Wróciłam do siedziby KODu. Koderzy trochę żartując dopytywali o moje nowe doświadczenia ze spotkania.

No cóż. Opowiedziałam im tak jak czułam, że to, co starają sobie zapewnić mieszkańcy Dołów, to zwykłe ludzkie sprawy. Że walcząc o demokrację, z solidarnością na ustach, z okrzykami o równości i wolności ale bez rzeczywistego zaangażowania w sprawy ludzi, to taki KOD ludziom, naszym sąsiadom, znajomym, nam, taki KOD do niczego nie jest potrzebny.
Trybunał Konstytucyjny jest naszym oczkiem w głowie. A dla ludzi, którzy boją się, że nie dojadą do szpitala, gdy będą tego pilnie potrzebować, ten Trybunał jest po co?
W KODzie pokazujemy, że walczymy o cele z wysokiego „C”. I bardzo dobrze.
Ale zawsze jest tak, że bliższa koszula ciału. Skoro nie pochylamy się nad zwykłymi sprawami, to my pewnie „oderwani od koryta”, cwaniaczki, co chcą ugrać swoje.
A przecież tak nie jest.

Powiedziałam, że chcę zająć się tą sprawą. Tak staramy się działać.
Masz pomysł. Powiedz o nim. Jeśli usłyszysz kilka głosów poparcia i nikt nie zgłosi racjonalnego sprzeciwu – działaj. Wtedy dobierz ludzi, ułóż plan działania, weź odpowiedzialność.
Od zebranych Koderów nie usłyszałam sprzeciwu.
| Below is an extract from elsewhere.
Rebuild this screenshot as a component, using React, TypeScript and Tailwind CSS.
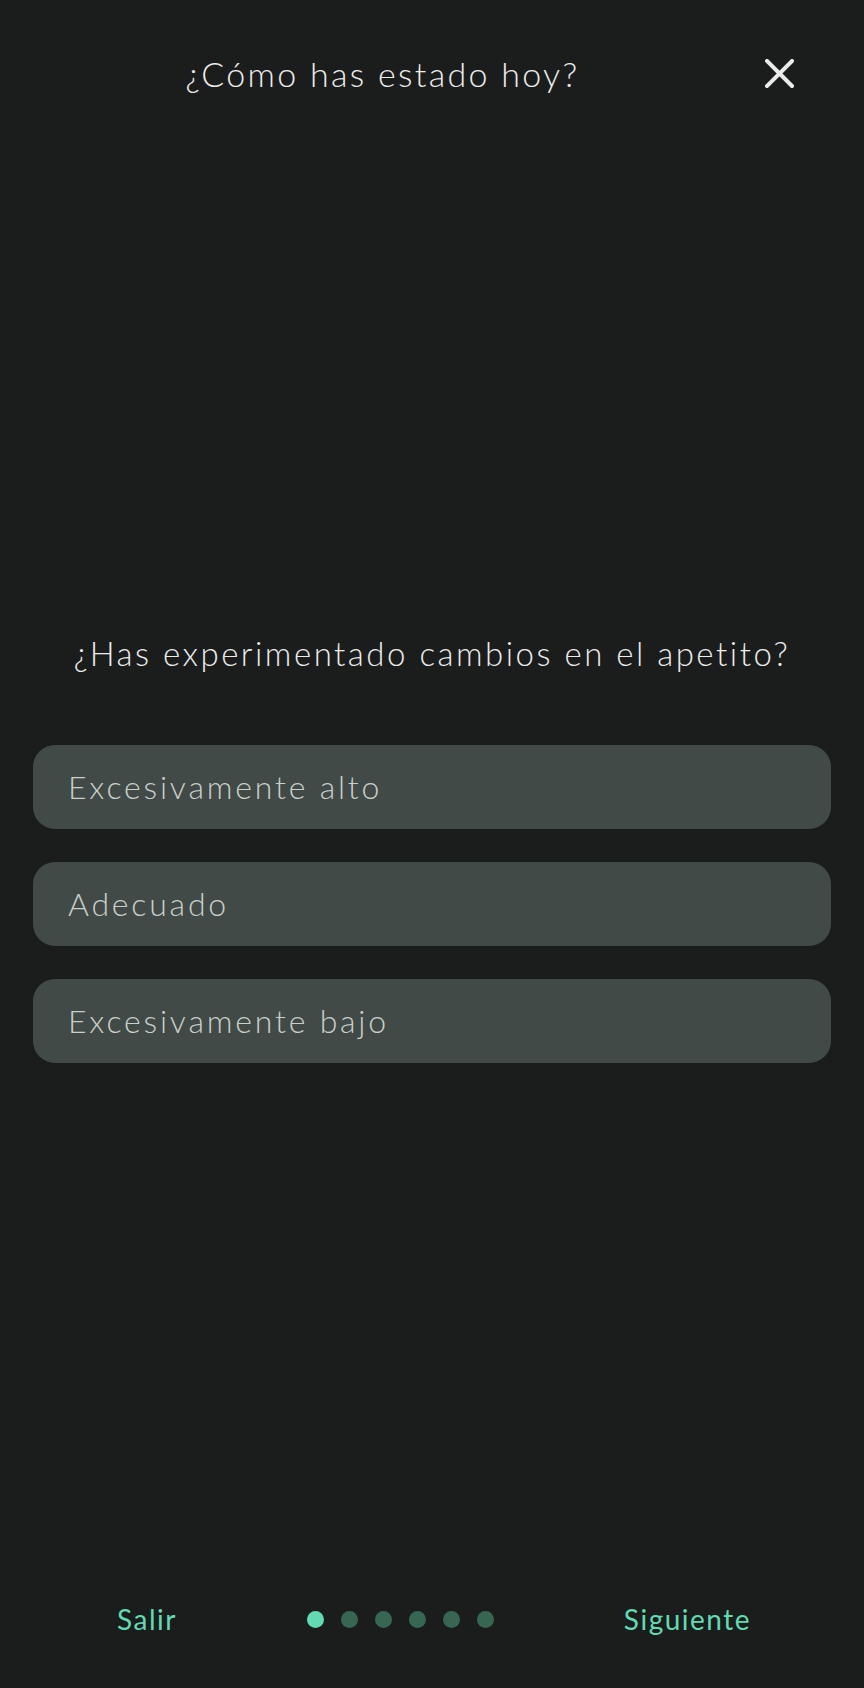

22 marca, w Klubie Sąsiadów „Przystanek”, przy ul. Nowopolskiej 12/14 odbyło się spotkanie mieszkańców Osiedla Doły-Marysińska z przedstawicielami Urzędu Miasta Łodzi i Zarządu Dróg i Transportu.
Było burzliwie. Chwilami nawet bardzo. Powstała petycja mieszkańców w sprawie nowej siatki komunikacyjnej.
Kilka obecnych na spotkaniu osób wymieniło się kontaktami. Mieszkańcy w różnych częściach osiedla walczą o to samo. Zauważyli, że warto połączyć siły.

Komunikacja musi być dla ludzi. Do tramwaju i autobusu musi się dać wsiąść.

Transport miejski powinien się bilansować ale nie to jest jego głównym celem.
Względy ekonomiczne muszą ustępować przed najważniejszą funkcją.
Transport ma być prospołeczny.

KOD jest jak komunikacja. Musi być dla ludzi.